The Fifth Circuit again demanded that parties obtain a Rule 54(b) certification when a claim has been dismissed without prejudice.
July 9, 2020
The Fifth Circuit’s finality trap has another victim. In Firefighters’ Retirement System v. Citco Group Ltd., the court held that the district court had not issued a final, appealable decision when claims against one defendant had been dismissed without prejudice. To appeal, the plaintiffs needed to obtain a certification under Federal Rule of Civil Procedure 54(b) (and will presumably be allowed to do so).
Firefighters’ Retirement is thus another illustration of the Fifth Circuit’s foolish finality trap. Unlike other recent finality trap cases, the dismissal without prejudice in Firefighters’ Retirement came between with-prejudice dismissals. But the plaintiffs were trying to appeal a district court decision that came before the dismissal without prejudice. And that was enough to preclude finality. The Fifth Circuit declined to address what would happen if claims were dismissed without prejudice before the decision that a party sought to appeal.
The Fifth Circuit’s Finality Trap
For background on the finality trap and the Fifth Circuit’s failed attempt to disarm it, see these posts:
- The Fifth Circuit Creates a Zombie Action
- The Fifth Circuit & the Finality Trap
- Avoiding—but Not Disarming—the Finality Trap
- Another Victim of the Finality Trap
Briefly, the finality trap stems from courts’ efforts to prevent litigants from manufacturing interlocutory appeals in actions that involve multiple claims or parties. After the district court has resolved some (but not all) of the claims, parties have tried to skirt the normal limit on interlocutory appeals by voluntarily dismissing all remaining claims without prejudice. The plan is to dismiss those claims (thereby ending district court proceedings), appeal, and—regardless of the appeal’s outcome—later refile the voluntarily dismissed claims. Granted, there might be issues in pursing the refiled claims like preclusion or statutes-of-limitations. The point is that nothing the district court did prevents the plaintiff from refiling.
Courts normally see this tactic for what it is: an attempted end-run around the final-judgment rule. And they normally rebuff litigants’ attempts to use it, holding that the voluntary dismissal without prejudice precludes the district court’s decision from being final and appealable.
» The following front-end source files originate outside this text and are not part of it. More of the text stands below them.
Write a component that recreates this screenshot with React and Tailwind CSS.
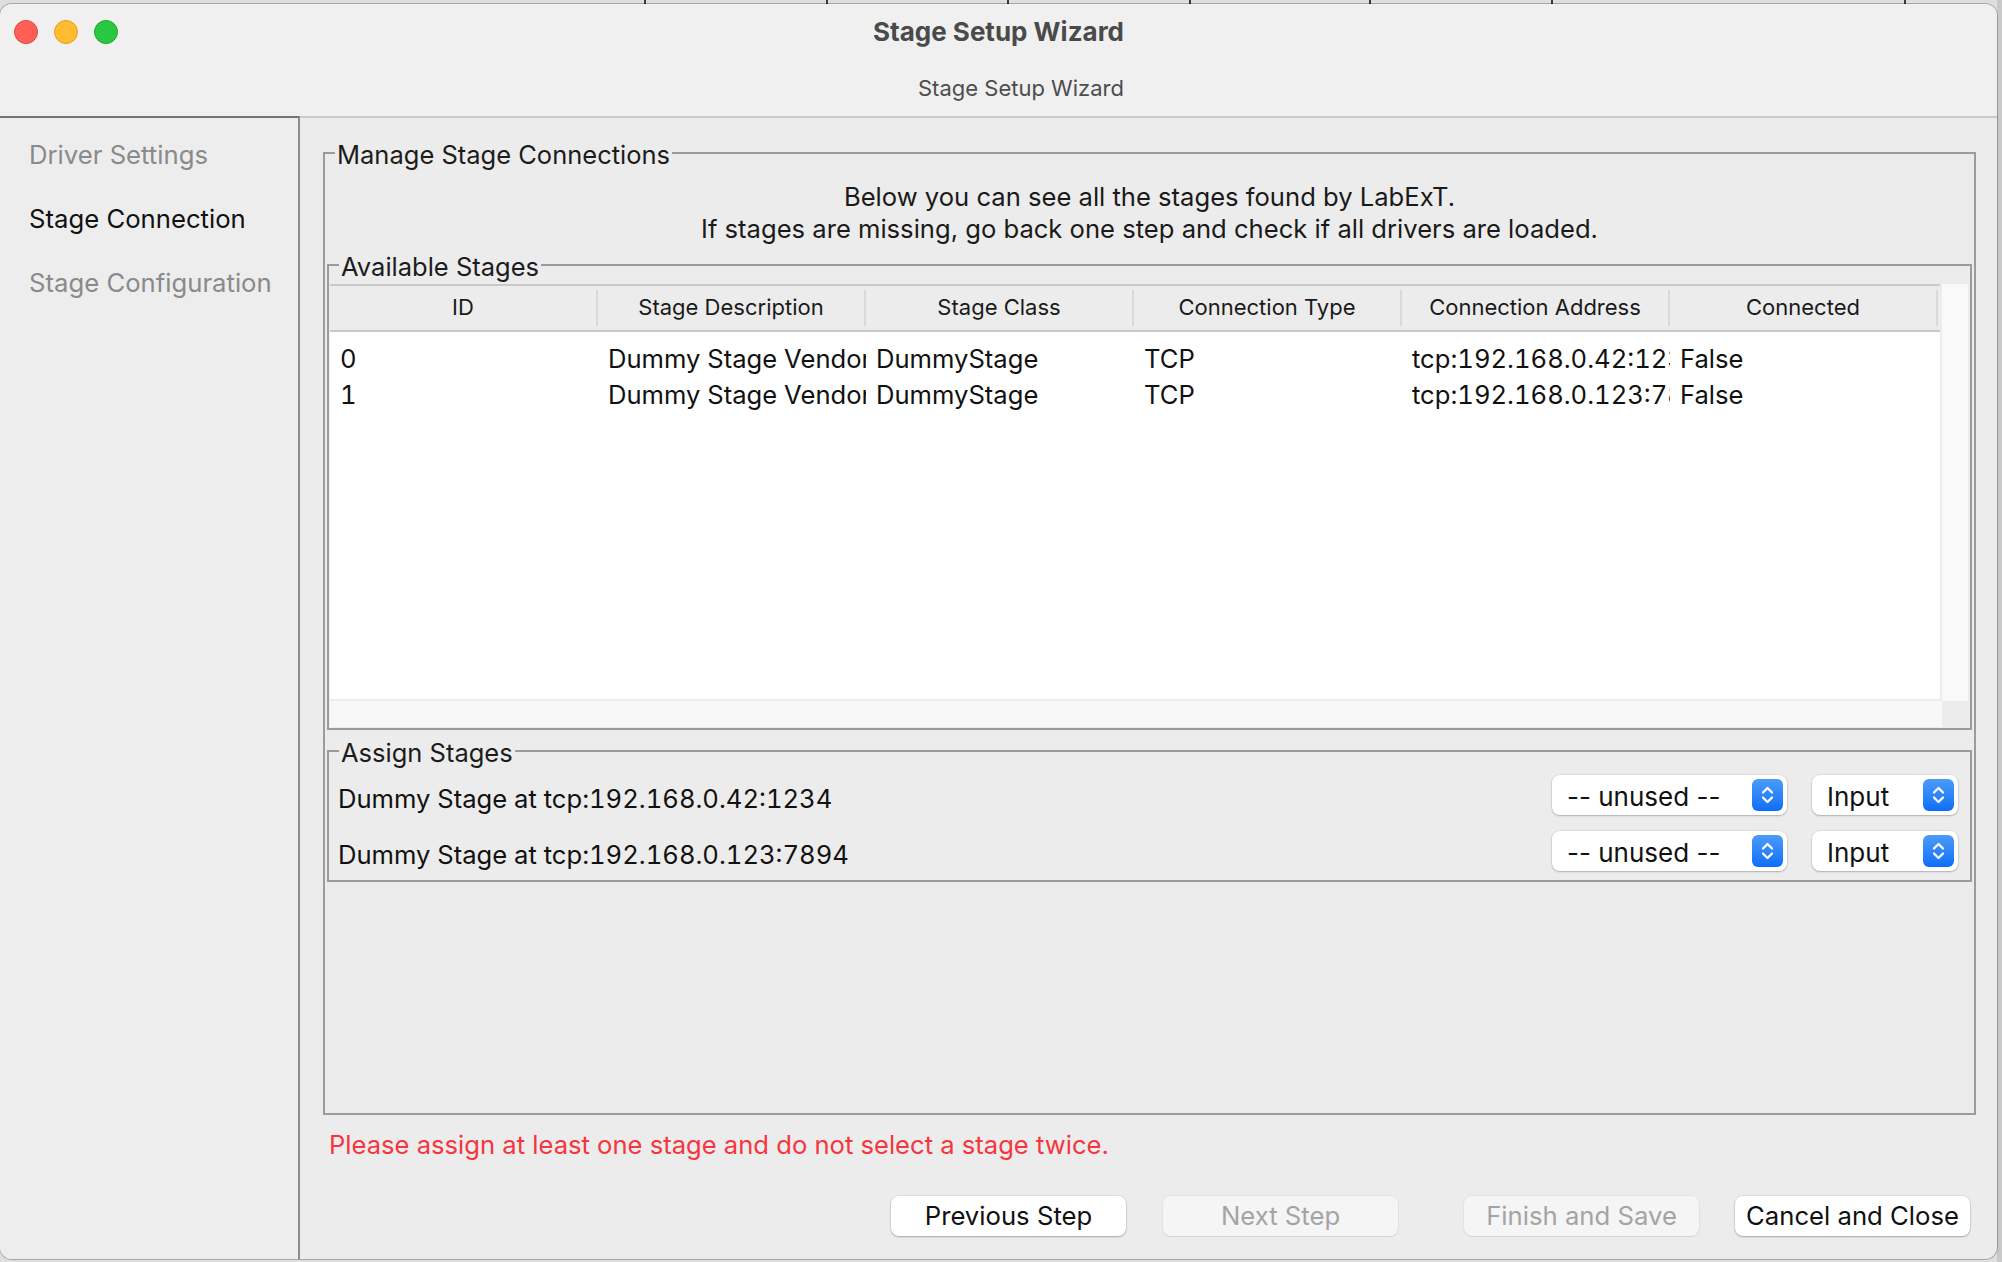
import React from "react";
import clsx from "clsx";

const columns = ["ID", "Stage Description", "Stage Class", "Connection Type", "Connection Address", "Connected"];

const stages = [
    ["0", "Dummy Stage Vendor", "DummyStage", "TCP", "tcp:192.168.0.42:1234", "False"],
    ["1", "Dummy Stage Vendor", "DummyStage", "TCP", "tcp:192.168.0.123:7894", "False"],
];

const steps = [
    { name: "Driver Settings", active: false },
    { name: "Stage Connection", active: true },
    { name: "Stage Configuration", active: false },
];

// little marks of the windows lying behind this one
const ticks = [644, 826, 1007, 1189, 1369, 1551, 1904];

function GroupBox({ title, className, children }) {
    return (
        <fieldset className={clsx("min-w-0 border-2 border-[#9b9b9b]", className)}>
            <legend className="ml-[10px] px-[2px] pt-[5px] text-[25.5px] leading-[24px] text-[#1c1c1c]">{title}</legend>
            {children}
        </fieldset>
    );
}

function Chevrons() {
    return (
        <svg width="31" height="32" viewBox="0 0 31 32" fill="none" stroke="white" strokeWidth="2.3" strokeLinecap="round" strokeLinejoin="round">
            <path d="M11 13.5 L15.5 9 L20 13.5" />
            <path d="M11 18.5 L15.5 23 L20 18.5" />
        </svg>
    );
}

function Combo({ value, width }) {
    return (
        <div className={clsx(width, "flex h-[40px] items-center justify-between rounded-[8px] bg-white pl-[15px] pr-[4px] shadow-[0_0_0_1px_rgba(0,0,0,0.05),0_1px_2px_rgba(0,0,0,0.22)]")}>
            <span className="pt-[2px] text-[26px] text-[#111]">{value}</span>
            <span className="flex h-[32px] w-[31px] items-center justify-center rounded-[6px] bg-linear-to-b from-[#4a9bf9] to-[#0a6ef6]">
                <Chevrons />
            </span>
        </div>
    );
}

function Button({ label, disabled, className }) {
    return (
        <button
            disabled={disabled}
            className={clsx(
                "h-[40px] w-[235px] rounded-[8px] text-[25.7px]",
                disabled
                    ? "bg-[#f5f5f5] text-[#a4a4a4] shadow-[0_0_0_1px_rgba(0,0,0,0.03),0_1px_1px_rgba(0,0,0,0.08)]"
                    : "bg-white text-[#111] shadow-[0_0_0_1px_rgba(0,0,0,0.05),0_1px_2px_rgba(0,0,0,0.25)]",
                className
            )}
        >
            {label}
        </button>
    );
}

export default function App() {
    return (
        <div className="relative h-[1262px] w-[2002px] overflow-hidden bg-[#dedede] pt-[4px] font-[family-name:Inter,'Liberation_Sans',sans-serif]">
            {ticks.map((x) => (
                <div key={x} className="absolute top-0 h-[4px] w-[2px] bg-[#3a3a3a]" style={{ left: x }} />
            ))}
            <div className="absolute right-0 top-0 h-full w-[5px] bg-[#c9c9c9]" />

            <div className="relative flex h-[1255px] w-[1997px] flex-col overflow-hidden rounded-[12px] bg-[#ececec] shadow-[0_0_0_1px_rgba(0,0,0,0.25)]">
                {/* title bar */}
                <div className="h-[112px] bg-[#f0f0f0]">
                    <div className="grid h-[56px] grid-cols-[1fr_auto_1fr] items-center">
                        <div className="flex gap-[16px] pl-[14px]">
                            <span className="h-[24px] w-[24px] rounded-full border border-[#e0443e] bg-[#ff5f57]" />
                            <span className="h-[24px] w-[24px] rounded-full border border-[#dea123] bg-[#febc2e]" />
                            <span className="h-[24px] w-[24px] rounded-full border border-[#1aab29] bg-[#28c840]" />
                        </div>
                        <h1 className="pb-[2px] text-[26px] font-bold text-[#4a4a4a]">Stage Setup Wizard</h1>
                        <div />
                    </div>
                    <div className="flex h-[56px] items-center justify-center pl-[45px]">
                        <span className="text-[22px] text-[#4d4d4d]">Stage Setup Wizard</span>
                    </div>
                </div>

                <div className="flex flex-1">
                    {/* steps */}
                    <div className="w-[300px] border-r-2 border-t-2 border-r-[#8c8c8c] border-t-[#747474] bg-[#ededed] pt-[5px]">
                        {steps.map((step) => (
                            <div key={step.name} className={clsx("flex h-[64px] items-center pl-[29px] text-[25.7px]", step.active ? "text-[#111]" : "text-[#8a8a8a]")}>
                                {step.name}
                            </div>
                        ))}
                    </div>

                    {/* page */}
                    <div className="flex flex-1 flex-col border-t-2 border-[#cacaca] pb-[23px] pl-[23px] pr-[21px] pt-[20px]">
                        <GroupBox title="Manage Stage Connections" className="flex flex-1 flex-col">
                            <div className="mt-[14px] text-center text-[25.6px] leading-[32px] text-[#1a1a1a]">
                                <p>Below you can see all the stages found by LabExT.</p>
                                <p>If stages are missing, go back one step and check if all drivers are loaded.</p>
                            </div>

                            <GroupBox title="Available Stages" className="mx-[2px] mt-[5px]">
                                <div className="mb-[1px] ml-[1px] mr-[2px] mt-[5px] grid h-[443px] grid-cols-[1fr_26px] grid-rows-[1fr_26px]">
                                    <div className="flex flex-col border-r-2 border-[#ececec] bg-white">
                                        <div className="flex h-[48px] items-center border-y-2 border-[#c9c9c9] bg-[#ececec]">
                                            {columns.map((col) => (
                                                <div key={col} className="flex items-center">
                                                    <div className="flex w-[266px] justify-center pb-[2px] text-[22px] text-[#1a1a1a]">{col}</div>
                                                    <div className="h-[36px] w-[2px] bg-[#d9d9d9]" />
                                                </div>
                                            ))}
                                        </div>
                                        <div className="flex-1 border-b-2 border-[#ececec] pt-[9px] tabular-nums">
                                            {stages.map((row) => (
                                                <div key={row[0]} className="flex h-[36px] items-center">
                                                    {row.map((cell, i) => (
                                                        <div key={i} className="w-[268px] overflow-hidden whitespace-nowrap pl-[10px] pr-[4px] text-[25.6px] text-[#111]">
                                                            {cell}
                                                        </div>
                                                    ))}
                                                </div>
                                            ))}
                                        </div>
                                    </div>
                                    <div className="bg-[#f9f9f9]" />
                                    <div className="bg-[#f8f8f8]" />
                                    <div className="bg-[#ececec]" />
                                </div>
                            </GroupBox>

                            <GroupBox title="Assign Stages" className="mx-[2px] mt-[6px]">
                                <div className="mt-[2px] pb-[1px] pl-[9px] pr-[12px]">
                                    {stages.map((row) => (
                                        <div key={row[0]} className="flex h-[56px] items-center justify-between">
                                            <span className="pt-[8px] text-[25.6px] text-[#111] tabular-nums">Dummy Stage at {row[4]}</span>
                                            <div className="flex gap-[25px]">
                                                <Combo value="-- unused --" width="w-[235px]" />
                                                <Combo value="Input" width="w-[146px]" />
                                            </div>
                                        </div>
                                    ))}
                                </div>
                            </GroupBox>
                        </GroupBox>

                        <p className="mt-[15px] h-[30px] pl-[6px] text-[25.6px] leading-[30px] text-[#f5363e]">
                            Please assign at least one stage and do not select a stage twice.
                        </p>

                        <div className="mt-[36px] flex justify-end pr-[6px]">
                            <Button label="Previous Step" />
                            <Button label="Next Step" disabled className="ml-[37px]" />
                            <Button label="Finish and Save" disabled className="ml-[66px]" />
                            <Button label="Cancel and Close" className="ml-[36px]" />
                        </div>
                    </div>
                </div>
            </div>
        </div>
    );
}
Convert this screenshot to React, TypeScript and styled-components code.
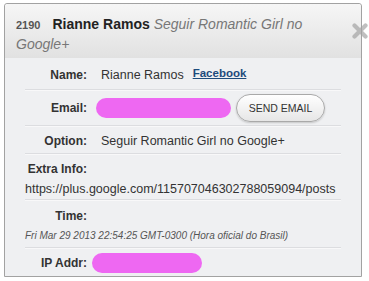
import styled, { createGlobalStyle } from "styled-components";

const GlobalStyle = createGlobalStyle`
  body {
    margin: 0;
    background: #fff;
    font-family: "Liberation Sans", Arial, sans-serif;
    color: #333;
  }
`;

export default function App() {
  return (
    <>
      <GlobalStyle />
      <StyledPanel>
        <StyledHeader>
          <StyledId>2190</StyledId>
          <StyledName>Rianne Ramos</StyledName>{" "}
          <StyledSubject>Seguir Romantic Girl no Google+</StyledSubject>
        </StyledHeader>
        <StyledClose aria-label="close">
          <svg width="16" height="16" viewBox="0 0 16 16">
            <path
              d="M2.5 2.5 L13.5 13.5 M13.5 2.5 L2.5 13.5"
              stroke="#a4a4a4"
              strokeWidth="4.2"
              strokeLinecap="round"
            />
          </svg>
        </StyledClose>
        <StyledBody>
          <StyledRow>
            <StyledLabel>Name:</StyledLabel>
            <StyledValue>
              Rianne Ramos
              <StyledLink href="#">Facebook</StyledLink>
            </StyledValue>
          </StyledRow>
          <StyledRow $pad="4px 0 3px">
            <StyledLabel>Email:</StyledLabel>
            <StyledValue>
              <StyledRedacted $width={135} $shift={-5} />
              <StyledButton>SEND EMAIL</StyledButton>
            </StyledValue>
          </StyledRow>
          <StyledRow>
            <StyledLabel>Option:</StyledLabel>
            <StyledValue>Seguir Romantic Girl no Google+</StyledValue>
          </StyledRow>
          <StyledRow $stacked $pad="7px 0 2px">
            <StyledLabel>Extra Info:</StyledLabel>
            <StyledBlockValue>
              https://plus.google.com/115707046302788059094/posts
            </StyledBlockValue>
          </StyledRow>
          <StyledRow $stacked $pad="8px 0 4px">
            <StyledLabel>Time:</StyledLabel>
            <StyledTime>
              Fri Mar 29 2013 22:54:25 GMT-0300 (Hora oficial do Brasil)
            </StyledTime>
          </StyledRow>
          <StyledRow $pad="5px 0 3px" $last>
            <StyledLabel>IP Addr:</StyledLabel>
            <StyledValue>
              <StyledRedacted $width={110} $shift={-9} />
            </StyledValue>
          </StyledRow>
        </StyledBody>
      </StyledPanel>
    </>
  );
}

const StyledPanel = styled.div`
  position: relative;
  margin: 3px 0 0 4px;
  width: 356px;
  border: 1px solid #a2a2a2;
  border-radius: 3px 3px 0 0;
`;

const StyledHeader = styled.div`
  padding: 11px 30px 5px 11px;
  height: 38px;
  line-height: 19px;
  font-size: 14px;
  background: linear-gradient(#f6f6f6, #e1e1e1);
  border-radius: 3px 3px 0 0;
`;

const StyledId = styled.span`
  font-size: 11px;
  font-weight: bold;
  color: #555;
  margin-right: 12px;
`;

const StyledName = styled.span`
  font-weight: bold;
  color: #222;
`;

const StyledSubject = styled.span`
  font-style: italic;
  color: #777;
`;

const StyledClose = styled.div`
  position: absolute;
  left: 347px;
  top: 19px;
  width: 16px;
  height: 16px;
  opacity: 0.7;
`;

const StyledBody = styled.div`
  background: #eff0f2;
  padding: 0 20px;
`;

const StyledRow = styled.div<{ $stacked?: boolean; $pad?: string; $last?: boolean }>`
  display: flex;
  flex-direction: ${(p) => (p.$stacked ? "column" : "row")};
  align-items: ${(p) => (p.$stacked ? "flex-start" : "center")};
  padding: ${(p) => p.$pad || "7px 0 4px"};
  line-height: 16px;
  border-bottom: ${(p) => (p.$last ? "0" : "1px solid #dcdde0")};
  box-shadow: ${(p) => (p.$last ? "none" : "0 1px 0 #f8f8f9")};
`;

const StyledLabel = styled.div`
  width: 62px;
  flex-shrink: 0;
  text-align: right;
  font-size: 12px;
  font-weight: bold;
  color: #333;
  white-space: nowrap;
`;

const StyledValue = styled.div`
  display: flex;
  align-items: center;
  margin-left: 14px;
  font-size: 12.5px;
  color: #333;
`;

const StyledBlockValue = styled.div`
  margin-top: 4px;
  font-size: 12.5px;
  color: #333;
  white-space: nowrap;
`;

const StyledTime = styled.div`
  margin-top: 5px;
  line-height: 14px;
  font-size: 10px;
  font-style: italic;
  color: #555;
  white-space: nowrap;
`;

const StyledLink = styled.a`
  margin-left: 9px;
  margin-bottom: 4px;
  font-size: 11.5px;
  font-weight: bold;
  color: #1d4b7c;
  text-decoration: underline;
`;

const StyledRedacted = styled.span<{ $width: number; $shift: number }>`
  display: block;
  width: ${(p) => p.$width}px;
  height: 20px;
  margin-left: ${(p) => p.$shift}px;
  border-radius: 10px;
  background: #ee68f2;
`;

const StyledButton = styled.button`
  width: 89px;
  height: 28px;
  margin-left: 5px;
  padding: 0;
  border: 1px solid #a9a9a9;
  border-radius: 14px;
  background: linear-gradient(#ffffff, #e6e6e6);
  box-shadow: 0 1px 2px rgba(0, 0, 0, 0.18);
  font-family: "Liberation Sans", Arial, sans-serif;
  font-size: 10.5px;
  color: #333;
`;
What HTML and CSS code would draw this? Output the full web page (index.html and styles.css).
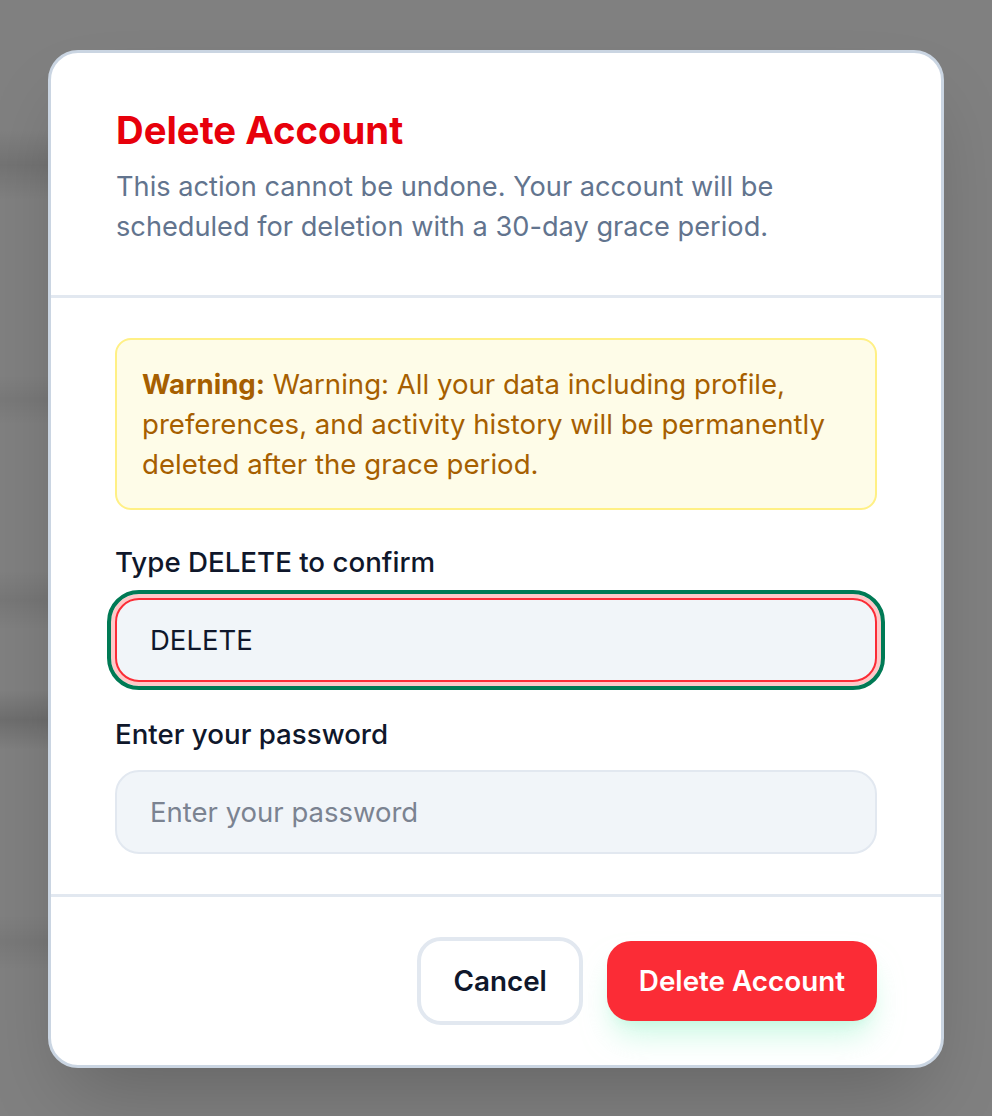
FILE: index.html
```html
<!DOCTYPE html>
<html lang="en">
<head>
<meta charset="utf-8">
<title>Delete Account</title>
<link rel="stylesheet" href="styles.css">
</head>
<body>
<div class="overlay">
  <div class="modal" role="dialog" aria-labelledby="dlg-title">
    <div class="modal-header">
      <h2 id="dlg-title" class="modal-title">Delete Account</h2>
      <p class="modal-desc">This action cannot be undone. Your account will be scheduled for deletion with a 30-day grace period.</p>
    </div>
    <div class="modal-body">
      <p class="alert"><strong class="alert-strong">Warning:</strong> <span class="alert-text">Warning: All your data including profile, preferences, and activity history will be permanently deleted after the grace period.</span></p>
      <div class="field">
        <label class="field-label" for="confirm">Type DELETE to confirm</label>
        <input id="confirm" class="input input-focus" type="text" value="DELETE">
      </div>
      <div class="field">
        <label class="field-label" for="pw">Enter your password</label>
        <input id="pw" class="input" type="password" placeholder="Enter your password">
      </div>
    </div>
    <div class="modal-footer">
      <button class="btn btn-cancel" type="button">Cancel</button>
      <button class="btn btn-danger" type="button">Delete Account</button>
    </div>
  </div>
</div>
</body>
</html>
```
FILE: styles.css
```css
* { box-sizing: border-box; }

html, body {
  margin: 0;
  padding: 0;
  height: 100%;
}

body {
  font-family: Inter, "Noto Sans", sans-serif;
  background-color: #808080;
  background-image:
    linear-gradient(to bottom,
      transparent 130px, rgba(0,0,0,0.10) 165px, transparent 200px,
      transparent 375px, rgba(0,0,0,0.06) 400px, transparent 425px,
      transparent 570px, rgba(0,0,0,0.07) 600px, transparent 630px,
      transparent 690px, rgba(0,0,0,0.14) 720px, transparent 750px,
      transparent 915px, rgba(0,0,0,0.06) 942px, transparent 970px);
  background-size: 640px 100%;
  background-repeat: no-repeat;
  overflow: hidden;
}

.overlay {
  display: flex;
  justify-content: center;
  padding-top: 50px;
}

.modal {
  width: 896px;
  background: #ffffff;
  border: 3px solid #cad5e2;
  border-radius: 30px;
  overflow: hidden;
  box-shadow: 0 40px 80px -20px rgba(0, 0, 0, 0.22);
}

.modal-header {
  padding: 49px 64px 48px 65px;
  border-bottom: 3px solid #e2e8f0;
}

.modal-title {
  margin: 0;
  font-size: 38.3px;
  line-height: 56px;
  font-weight: 700;
  color: #e7000b;
}

.modal-desc {
  margin: 9px 0 0;
  font-size: 27.2px;
  line-height: 40px;
  color: #62748e;
}

.modal-body {
  padding: 40px 64px;
  border-bottom: 3px solid #e2e8f0;
  display: flex;
  flex-direction: column;
  gap: 32px;
}

.alert {
  margin: 0;
  background: #fefce8;
  border: 2px solid #fff085;
  border-radius: 16px;
  padding: 24px 24px 24px 25px;
  font-size: 27.6px;
  line-height: 40px;
  color: #a65f00;
}

.alert-strong { font-weight: 700; }

.field {
  display: flex;
  flex-direction: column;
  gap: 16px;
}

.field-label {
  font-size: 27.7px;
  line-height: 40px;
  font-weight: 500;
  color: #0f172b;
}

.input {
  height: 84px;
  width: 100%;
  padding: 0 32px 0 33px;
  border: 2px solid #e2e8f0;
  border-radius: 24px;
  background: #f1f5f9;
  font-family: Inter, "Noto Sans", sans-serif;
  font-size: 27.5px;
  color: #0f172b;
  outline: none;
}

.input::placeholder { color: #7b8391; }

.input-focus {
  border-color: #fb2c36;
  box-shadow: 0 0 0 4px #ffc9c9;
  outline: 4px solid #007a55;
  outline-offset: 4px;
}

.modal-footer {
  padding: 40px 64px;
  display: flex;
  justify-content: flex-end;
  align-items: center;
  gap: 24px;
}

.btn {
  font-family: Inter, "Noto Sans", sans-serif;
  font-size: 27.8px;
  font-weight: 600;
  line-height: 40px;
  padding: 20px 32px;
  border-radius: 24px;
  cursor: pointer;
}

.btn-cancel {
  background: #ffffff;
  color: #0f172b;
  border: 4px solid #e2e8f0;
}

.btn-danger {
  background: #fb2c36;
  color: #ffffff;
  border: none;
  box-shadow: 0 20px 30px -6px rgba(164, 244, 207, 0.55), 0 8px 12px -8px rgba(164, 244, 207, 0.55);
}
```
Courts of appeals also let would-be appellants fix the finality problem by disclaiming any right to refile the voluntarily dismissed claims.
This is a good rule. We don’t want parties trying to manufacture interlocutory appeals and thereby avoid the normal limits on those appeals. The problem—indeed, the “trap”—comes when courts don’t let the parties fix the jurisdictional defect.
That’s precisely what the Fifth Circuit used to do. Then, in Williams v. Taylor-Seidenbach, Inc., the en banc Fifth Circuit had the chance to disarm its finality trap. It didn’t do so. Instead, it appeared to hold that claims resolved piecemeal—that is, when claims are resolved across multiple district court decisions—are never final. If parties want to appeal any one of the district court’s decisions, they must obtain a Rule 54(b) certification. So when a plaintiff loses on some claims and voluntarily dismisses any remaining claims without prejudice, the plaintiff must obtain a Rule 54(b) certification to appeal the claims on which it lost.
The Fifth Circuit’s Decision in Firefighters’ Retirement
The most recent victim of the finality trap is a group of Louisiana pension funds. They sued various defendants for the defendants’ alleged involvement in a Ponzi scheme. The district court granted summary judgment for one group of defendants. We’ll call them the “involuntarily dismissed defendants.” The funds then voluntarily dismissed their claims against another defendant without prejudice. That’ll be the “voluntarily dismissed defendant.” After that, the funds settled or obtained default judgments against the remaining defendants (and “remaining defendants” is a good term for them). The funds then tried to appeal their loss on the claims against the involuntarily dismissed defendants.
The Fifth Circuit held that the district court’s dismissal was not final. Under the en banc decision in Williams, there was no final decision due to the voluntarily dismissed defendant. And absent a Rule 54(b) certification, there would be no final, appealable decision. Presumably, the plaintiffs can now return to the district court to obtain that certification.
Something in Firefighters’ Retirement that we didn’t see in Williams or any subsequent decisions was the sandwiching of the voluntary dismissal between the resolution of claims against the involuntarily dismissed defendants and the remaining defendants. The Fifth Circuit thought this was a distinction without a difference; the funds still tried to appeal an interlocutory decision by voluntarily dismissing at least one defendant without prejudice. That is, the dismissal without prejudice came after the order that the funds wanted to appeal. In a footnote, the court suggested that things might be different if the dismissal without prejudice came before the district court decision that the appellant was trying to appeal.
Thanks to Howard Bashman and Rory Ryan for each sending this case my way.
Firefighters’ Retirement System v. Citco Group Ltd., 2020 WL 3729322 (5th Cir. July 7, 2020), available at the Fifth Circuit and Westlaw.